3. Generate Visualizations:
python src/batch/visualize.py
Check data/analytics/visuals/ for the outputted charts.
Train the XGBoost model using the features generated in Phase 3.
- Train the Model:
python src/mlops/train_model.py
- View the MLflow Dashboard:
MLflow saves all metrics and model artifacts locally to the
mlruns/folder. To view the UI, start the server:
mlflow ui --port 2000
Open your Windows web browser and navigate to: http://localhost:2000
To simulate live flight telemetry, we use Apache Kafka running in Docker.
1. Start the Kafka Infrastructure:
docker compose up -d
Wait 15-30 seconds for the Kafka broker to fully boot.

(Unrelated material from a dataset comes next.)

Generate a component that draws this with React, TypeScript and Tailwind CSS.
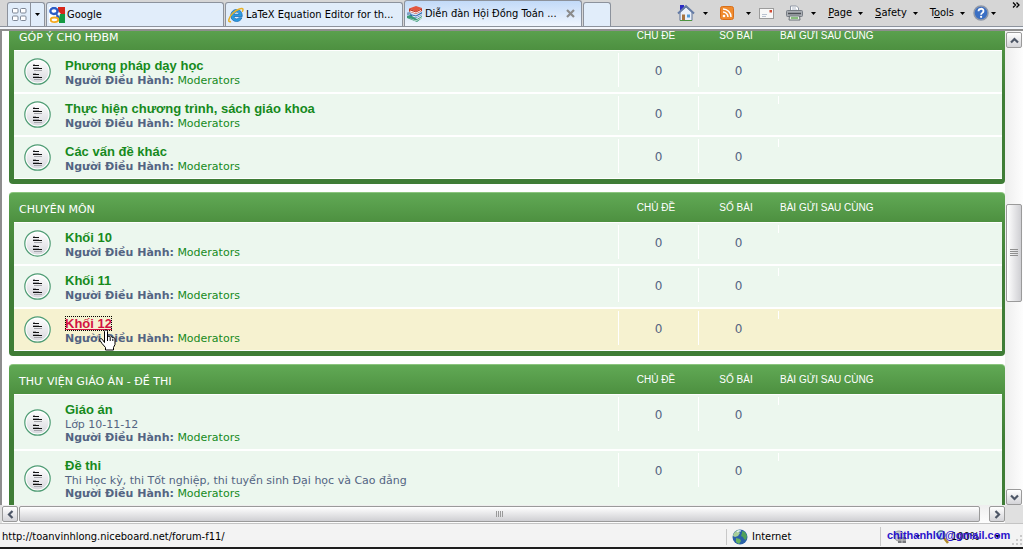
import type { ReactNode } from "react";

type Forum = {
  name: string;
  description?: string;
  topics: number;
  posts: number;
  active?: boolean;
};

type Category = {
  title: string;
  forums: Forum[];
};

const categories: Category[] = [
  {
    title: "GÓP Ý CHO HĐBM",
    forums: [
      { name: "Phương pháp dạy học", topics: 0, posts: 0 },
      { name: "Thực hiện chương trình, sách giáo khoa", topics: 0, posts: 0 },
      { name: "Các vấn đề khác", topics: 0, posts: 0 },
    ],
  },
  {
    title: "CHUYÊN MÔN",
    forums: [
      { name: "Khối 10", topics: 0, posts: 0 },
      { name: "Khối 11", topics: 0, posts: 0 },
      { name: "Khối 12", topics: 0, posts: 0, active: true },
    ],
  },
  {
    title: "THƯ VIỆN GIÁO ÁN - ĐỀ THI",
    forums: [
      { name: "Giáo án", description: "Lớp 10-11-12", topics: 0, posts: 0 },
      {
        name: "Đề thi",
        description: "Thi Học kỳ, thi Tốt nghiệp, thi tuyển sinh Đại học và Cao đẳng",
        topics: 0,
        posts: 0,
      },
    ],
  },
];

function GoogleIcon() {
  return (
    <svg width="16" height="16" viewBox="0 0 16 16" className="shrink-0">
      <rect width="16" height="16" fill="#fff" />
      <path d="M9 0h7v7h-4L9 4z" fill="#d8271c" />
      <path d="M11 7h5v9h-6V11z" fill="#149a43" />
      <ellipse cx="5" cy="4" rx="3.600" ry="3" fill="none" stroke="#2c5cc5" strokeWidth="2.400" />
      <path d="M6 6.500l3 1 1.500 2.500-1.500 2-2.500-1.500 1-1.500z" fill="#2c5cc5" />
      <ellipse cx="5.500" cy="12.800" rx="3.800" ry="2.300" fill="#fff" stroke="#f4a91f" strokeWidth="1.800" />
    </svg>
  );
}

function ExplorerIcon() {
  return (
    <svg width="16" height="16" viewBox="0 0 16 16" className="shrink-0">
      <path
        d="M14.200 9.500H6c.3 1.700 1.300 2.400 2.700 2.400 1 0 1.700-.4 2.100-1.100h3.100c-.8 2.300-2.800 3.700-5.300 3.700-3.400 0-5.800-2.400-5.800-5.900S5.200 2.500 8.600 2.500s5.800 2.500 5.600 7zM6 7.300h5c-.2-1.400-1.100-2.200-2.400-2.200S6.300 5.900 6 7.300z"
        fill="#2b9be0"
        stroke="#1a6fb8"
        strokeWidth=".8"
      />
      <path d="M3 14.500C-.5 16 .2 11 4.500 6.500S15 .2 15 2.500c0 .8-.3 1.600-.8 2.400" fill="none" stroke="#e8b22a" strokeWidth="1.500" />
    </svg>
  );
}

function BooksIcon() {
  return (
    <svg width="16" height="16" viewBox="0 0 16 16" className="shrink-0">
      <path d="M2 2.500L9 0l6 2-6 3.500z" fill="#e2563f" />
      <path d="M2 2.500v3l7 2.500 6-3V2L9 5.500z" fill="#c5361f" />
      <path d="M3 4.500l6 2 5-2.500v1L9 7.500l-6-2z" fill="#fff" />
      <path d="M3 8l6 1.500L15 6v3l-6 3-6-1.500z" fill="#2c67ad" />
      <path d="M5 9.500l4 1 6-3v1l-6 3-4-1z" fill="#f2f6fb" />
      <path d="M0 6.500l3-.5 1.500 2L0 9.500z" fill="#7f9fc5" />
      <path d="M0 10l3-1 7 4 5-3v2l-5 4-10-4z" fill="#3a9a78" />
      <path d="M1 11.500l8 3 6-3.500v1l-6 3.200z" fill="#dff2ea" />
    </svg>
  );
}

function HomeIcon() {
  return (
    <svg width="18" height="18" viewBox="0 0 18 18">
      <path d="M3 1h4v3L3 7z" fill="#2a2ac4" />
      <path d="M3 8v8.500h12V8L9 3z" fill="#e9f0fa" stroke="#5d7196" />
      <path d="M1 9.500L9 2l8 7.500" fill="none" stroke="#647ba5" strokeWidth="2" />
      <path d="M5 10.500h3V16H5z" fill="#a77441" />
      <path d="M10 10.500h3v3h-3z" fill="#4f9ad8" />
      <path d="M3 16.500h12" stroke="#4d9441" />
    </svg>
  );
}

function FeedIcon() {
  return (
    <svg width="14" height="14" viewBox="0 0 14 14">
      <rect x=".5" y=".5" width="13" height="13" rx="2" fill="#f08b2e" stroke="#d86f1a" />
      <circle cx="4" cy="10" r="1.300" fill="#fff" />
      <path d="M3 6a5 5 0 0 1 5 5M3 3a8 8 0 0 1 8 8" fill="none" stroke="#fff" strokeWidth="1.500" />
    </svg>
  );
}

function MailIcon() {
  return (
    <svg width="15" height="11" viewBox="0 0 15 11">
      <rect x=".5" y=".5" width="14" height="10" fill="#f8f8f8" stroke="#9c9c9c" />
      <path d="M3 6.500h5M3 8.500h4" stroke="#b9c2d0" />
      <rect x="10.500" y="2" width="2.500" height="2.500" fill="#d44a33" />
    </svg>
  );
}

function PrinterIcon() {
  return (
    <svg width="17" height="16" viewBox="0 0 17 16">
      <path d="M4.500 6V1h6l2 2v3" fill="#fff" stroke="#8f97a5" />
      <path d="M6 3h4M6 5h5" stroke="#b3bccb" />
      <rect x=".5" y="5.500" width="16" height="6" rx="1" fill="#a9adb3" stroke="#777c84" />
      <path d="M2 8.500h13" stroke="#4b4f55" strokeWidth="1.500" />
      <path d="M3.500 11h10l.5 4H3z" fill="#e9f3e6" stroke="#6b7078" />
      <path d="M5 13h7" stroke="#67ab58" strokeWidth="1.500" />
    </svg>
  );
}

function HelpIcon() {
  return (
    <svg width="16" height="16" viewBox="0 0 16 16">
      <circle cx="8" cy="8" r="7" fill="#3a6fc4" stroke="#8d97a8" strokeWidth="1.500" />
      <path d="M5.500 6.200C5.500 3 10.500 3 10.500 6c0 2-2.400 1.800-2.400 3.800" fill="none" stroke="#fff" strokeWidth="1.800" />
      <circle cx="8.100" cy="11.800" r="1.100" fill="#fff" />
    </svg>
  );
}

function GlobeIcon() {
  return (
    <svg width="16" height="16" viewBox="0 0 16 16">
      <circle cx="8" cy="8" r="7.500" fill="#2a62a8" />
      <path d="M3 3c2-2 4-2.500 5-2l-1 2 1 1-2 3-3 1-2-1c0-2 1-3 2-4z" fill="#a8cf9a" />
      <path d="M10 2l3 1 2 4-1 4-2-1-1-2-2-1 1-3z" fill="#4fa25a" />
      <path d="M4 9l4 1 1 2-2 3-3-2z" fill="#67b35f" />
      <path d="M5 3a4 3 0 0 1 4-1" stroke="#e3f1fb" strokeWidth="1.200" fill="none" />
    </svg>
  );
}

function TopicIcon() {
  return (
    <svg width="27" height="27" viewBox="0 0 27 27" className="block">
      <defs>
        <linearGradient id="topic" x1="0" y1="0" x2="0" y2="1">
          <stop offset="0" stopColor="#fdfdfd" />
          <stop offset="1" stopColor="#d9d9df" />
        </linearGradient>
      </defs>
      <circle cx="13.500" cy="13.500" r="12.700" fill="#fff" stroke="#4f9c74" strokeWidth="1.200" />
      <circle cx="13.500" cy="13.500" r="11" fill="url(#topic)" />
      <path d="M9 7.500h6M9 10.500h9M9 16.500h6M9 19.500h9" stroke="#111" />
      <path d="M9 6.500h2M9 9.500h6M10 12.500h8M9 15.500h3M9 18.500h6M10 21.500h8" stroke="#a4a4aa" />
    </svg>
  );
}

function HandCursor() {
  return (
    <svg width="17" height="22" viewBox="0 0 17 22" className="absolute top-5 left-[34px]">
      <path
        d="M5.500 13.500V2.500c0-2 3-2 3 0V8c.5-1.300 2.700-1 2.700.5.5-1.200 2.600-.9 2.600.6.7-.9 2.200-.4 2.200.9v5.500l-1.500 3V21h-8v-2.500L3 14.500 1 11.500c-.8-1.700 1-2.600 2.200-1.300z"
        fill="#fff"
        stroke="#000"
      />
      <path d="M8.500 8v4M11.200 9v3M13.800 10v2" stroke="#000" />
    </svg>
  );
}

function Caret({ className = "" }: { className?: string }) {
  return (
    <svg width="5" height="3" viewBox="0 0 5 3" className={className}>
      <path d="M0 0h5L2.500 3z" fill="#000" />
    </svg>
  );
}

function Tab({ icon, title, active = false }: { icon: ReactNode; title: string; active?: boolean }) {
  return (
    <div
      className={
        active
          ? "flex h-[26px] max-w-[178px] flex-1 items-center gap-[2px] rounded-t-[3px] border border-b-0 border-[#8c929c] bg-linear-to-b from-[#c2daf8] to-[#eff5fd] px-[2px]"
          : "flex h-6 max-w-[178px] flex-1 items-center gap-[2px] rounded-t-[3px] border border-b-0 border-[#8c929c] bg-[#e1edfa] px-[2px]"
      }
    >
      {icon}
      <a href="#" className="whitespace-nowrap">{title}</a>
      {active && (
        <button aria-label="Close tab" className="mr-1 ml-auto shrink-0">
          <svg width="9" height="9" viewBox="0 0 9 9" className="block">
            <path d="M1 1l7 7M8 1L1 8" stroke="#8b8b8b" strokeWidth="2.200" />
          </svg>
        </button>
      )}
    </div>
  );
}

function MenuButton({ hotkey, before = "", after }: { hotkey: string; before?: string; after: string }) {
  return (
    <button className="flex items-center gap-[6px]">
      <span>
        {before}
        <u>{hotkey}</u>
        {after}
      </span>
      <Caret />
    </button>
  );
}

function TabBar() {
  return (
    <div className="flex h-[27px] shrink-0 items-end border-b border-[#8c929c] bg-[#d6d6d6] pl-[7px]">
      <div className="mr-px flex h-6 w-[38px] rounded-t-[3px] border border-b-0 border-[#8c929c] bg-[#e1edfa]">
        <button aria-label="Quick tabs" className="flex w-[23px] items-center justify-center border-r border-[#8c929c]">
          <svg width="15" height="13" viewBox="0 0 15 13">
            <g fill="#fff" stroke="#7d8796">
              <rect x=".5" y=".5" width="5.500" height="4.500" rx="1" />
              <rect x="8.500" y=".5" width="5.500" height="4.500" rx="1" />
              <rect x=".5" y="8" width="5.500" height="4.500" rx="1" />
              <rect x="8.500" y="8" width="5.500" height="4.500" rx="1" />
            </g>
          </svg>
        </button>
        <button aria-label="Tab list" className="flex flex-1 items-center justify-center">
          <Caret />
        </button>
      </div>
      <div className="flex min-w-0 flex-1 items-end gap-px">
        <Tab icon={<GoogleIcon />} title="Google" />
        <Tab icon={<ExplorerIcon />} title="LaTeX Equation Editor for th..." />
        <Tab icon={<BooksIcon />} title="Diễn đàn Hội Đồng Toán ..." active />
        <button aria-label="New tab" className="h-6 w-7 rounded-t-[3px] border border-b-0 border-[#8c929c] bg-[#e1edfa]" />
      </div>
      <div className="flex h-[26px] shrink-0 items-center gap-2 pr-[3px]">
        <button aria-label="Home" className="flex items-center gap-2">
          <HomeIcon />
          <Caret />
        </button>
        <button aria-label="Feeds" className="ml-1 flex items-center gap-3">
          <FeedIcon />
          <Caret />
        </button>
        <button aria-label="Read mail">
          <MailIcon />
        </button>
        <button aria-label="Print" className="ml-1 flex items-center gap-2">
          <PrinterIcon />
          <Caret />
        </button>
        <div className="ml-1 flex gap-3">
          <MenuButton hotkey="P" after="age" />
          <MenuButton hotkey="S" after="afety" />
          <MenuButton before="T" hotkey="o" after="ols" />
        </div>
        <button aria-label="Help" className="flex items-center gap-[2px]">
          <HelpIcon />
          <Caret />
        </button>
        <button aria-label="More commands" className="ml-2 self-start pt-[2px]">
          <svg width="8" height="6" viewBox="0 0 8 6">
            <path d="M1 .5L3.500 3 1 5.500M4.500 .5L7 3 4.500 5.500" fill="none" stroke="#000" strokeWidth="1.300" />
          </svg>
        </button>
      </div>
    </div>
  );
}

function ForumRow({ forum }: { forum: Forum }) {
  const cell = "border-y border-white p-0 pt-[2px] align-top";
  const count = "flex h-[34px] items-center justify-center border-l border-white pt-[2px] text-[12px]";

  return (
    <tr className={forum.active ? "bg-[#f6f2d0]" : "bg-[#ecf7ee]"}>
      <td className="border-y border-white p-0 pl-[10px] align-middle">
        <TopicIcon />
      </td>
      <td className="relative border-y border-white p-0 pt-[7px] pb-[5px]">
        <h3 className="font-['Liberation_Sans',sans-serif] text-[13px] leading-4 font-bold">
          <a
            href="#"
            className={
              forum.active
                ? "text-[#d31141] underline outline outline-dotted -outline-offset-1 outline-black"
                : "text-[#168a1c]"
            }
          >
            {forum.name}
          </a>
        </h3>
        {forum.description && <p>{forum.description}</p>}
        <p>
          <strong>Người Điều Hành:</strong>{" "}
          <a href="#" className="text-[#168a1c]">Moderators</a>
        </p>
        {forum.active && <HandCursor />}
      </td>
      <td className={cell}>
        <div className={count}>{forum.topics}</div>
      </td>
      <td className={cell}>
        <div className={count}>{forum.posts}</div>
      </td>
      <td className={cell}>
        <div className="h-2 border-l border-white" />
      </td>
    </tr>
  );
}

function CategoryTable({ category }: { category: Category }) {
  return (
    <section className="mb-2 overflow-hidden rounded-[4px] border-t border-[#8cc57f] bg-[linear-gradient(#61a955_0px,#4d9040_29px,#3f7d36_75px)] pr-[3px] pb-[5px] pl-[5px]">
      <table className="w-full table-fixed border-separate border-spacing-0 text-left">
        <colgroup>
          <col className="w-[51px]" />
          <col />
          <col className="w-20" />
          <col className="w-20" />
          <col className="w-56" />
        </colgroup>
        <thead>
          <tr className="h-[29px] font-['Liberation_Sans',sans-serif] text-[10px] text-white">
            <th colSpan={2} className="p-0 pt-1 pl-[5px] font-['DejaVu_Sans',sans-serif] text-[11px] font-normal">
              {category.title}
            </th>
            <th className="p-0 pr-1 text-center font-normal">CHỦ ĐỀ</th>
            <th className="p-0 pr-1 text-center font-normal">SỐ BÀI</th>
            <th className="p-0 pl-[2px] font-normal">BÀI GỬI SAU CÙNG</th>
          </tr>
        </thead>
        <tbody>
          {category.forums.map((forum) => (
            <ForumRow key={forum.name} forum={forum} />
          ))}
        </tbody>
      </table>
    </section>
  );
}

function ScrollButton({ label, d }: { label: string; d: string }) {
  return (
    <button
      aria-label={label}
      className="flex size-4 shrink-0 items-center justify-center rounded-[2px] border border-[#9a9a9a] bg-linear-to-b from-white to-[#d4d4d8]"
    >
      <svg width="9" height="9" viewBox="0 0 9 9">
        <path d={d} fill="none" stroke="#4d5666" strokeWidth="2.200" />
      </svg>
    </button>
  );
}

function VerticalScrollbar() {
  return (
    <div className="flex w-[18px] shrink-0 flex-col items-center bg-linear-to-r from-[#eeeeee] to-[#fdfdfd] pt-px">
      <ScrollButton label="Scroll up" d="M1 6.500L4.500 3 8 6.500" />
      <div className="flex-[155]" />
      <div className="flex h-[98px] w-4 flex-col items-center justify-center gap-px rounded-[2px] border border-[#9a9a9a] bg-linear-to-r from-white to-[#cfcfd3]">
        {[0, 1, 2, 3].map((n) => (
          <div key={n} className="h-px w-2 border-b border-[#8f8f8f]" />
        ))}
      </div>
      <div className="flex-[186]" />
      <ScrollButton label="Scroll down" d="M1 2.500L4.500 6 8 2.500" />
    </div>
  );
}

function HorizontalScrollbar() {
  return (
    <div className="flex h-[18px] shrink-0 bg-[#e0e0e0] pr-[18px] pl-[2px]">
      <div className="flex flex-1 items-center gap-px bg-linear-to-b from-[#eeeeee] to-[#fdfdfd]">
        <ScrollButton label="Scroll left" d="M6.500 1L3 4.500 6.500 8" />
        <div className="mr-2 flex h-4 flex-1 items-center justify-center gap-px rounded-[2px] border border-[#9a9a9a] bg-linear-to-b from-white to-[#cfcfd3]">
          {[0, 1, 2, 3].map((n) => (
            <div key={n} className="h-[6px] w-px bg-[#9a9a9a]" />
          ))}
        </div>
        <ScrollButton label="Scroll right" d="M2.500 1L6 4.500 2.500 8" />
      </div>
    </div>
  );
}

function StatusBar() {
  return (
    <footer className="flex h-[26px] shrink-0 items-center border-t border-b-2 border-t-[#c4c4c4] border-b-[#1d1d1d] bg-[#f3f3f3] pt-[2px] pl-[2px]">
      <span className="flex-1">http://toanvinhlong.niceboard.net/forum-f11/</span>
      <div className="flex w-[154px] items-center gap-1 border-l border-[#c8c8c8] pl-[5px]">
        <GlobeIcon />
        Internet
      </div>
      <div className="relative flex w-[143px] items-center border-l border-[#c8c8c8] pl-3">
        <svg width="14" height="14" viewBox="0 0 14 14">
          <circle cx="6" cy="6" r="5" fill="#c6c9cf" stroke="#999" />
          <path d="M5 7h8v6H5z" fill="#77797d" />
          <path d="M5 10h8M9 7v6" stroke="#c9c9c9" />
        </svg>
        <Caret className="ml-2" />
        <svg width="13" height="14" viewBox="0 0 13 14" className="ml-4">
          <circle cx="5" cy="5" r="4" fill="#b9dcf3" stroke="#4a6f92" strokeWidth="1.500" />
          <path d="M8 8l4 5" stroke="#b08a2a" strokeWidth="2.500" />
        </svg>
        <button className="ml-[2px] flex items-center gap-4">
          100%
          <Caret />
        </button>
        <span className="absolute top-0 left-[6px] font-['Liberation_Sans',sans-serif] text-[11px] font-bold text-[#2b14cc]">
          chithanhlvl@gmail.com
        </span>
        <svg width="11" height="11" viewBox="0 0 11 11" className="mt-2 ml-auto">
          <path d="M8 0h2v2H8zM4 4h2v2H4zM8 4h2v2H8zM0 8h2v2H0zM4 8h2v2H4zM8 8h2v2H8z" fill="#c9c9c9" />
        </svg>
      </div>
    </footer>
  );
}

export default function App() {
  return (
    <div className="flex h-screen flex-col overflow-hidden bg-[#f4f7fc] font-['DejaVu_Sans_Condensed','DejaVu_Sans',sans-serif] text-[11px] leading-4 text-black">
      <TabBar />
      <div className="mt-[2px] flex min-h-0 flex-1 border-t-2 border-l-2 border-[#8e8e8e] bg-white">
        <main className="min-w-0 flex-1 overflow-hidden pl-[7px] font-['DejaVu_Sans',sans-serif] leading-[13px] text-[#536482]">
          <div className="-mt-[11px]">
            {categories.map((category) => (
              <CategoryTable key={category.title} category={category} />
            ))}
          </div>
        </main>
        <VerticalScrollbar />
      </div>
      <HorizontalScrollbar />
      <StatusBar />
    </div>
  );
}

2. Start the Consumer (Terminal 1): In your current WSL terminal, activate the environment and start listening for data:
source venv/bin/activate
python src/streaming/consumer.py
3. Start the Producer (Terminal 2): Open a new WSL terminal window, activate the environment, and start streaming the CSV data into Kafka:
cd ~/Cloud-Computing-Project
source venv/bin/activate
python src/streaming/producer.py
You will immediately see the Producer sending messages in Terminal 2, and the Consumer processing them in Terminal 1.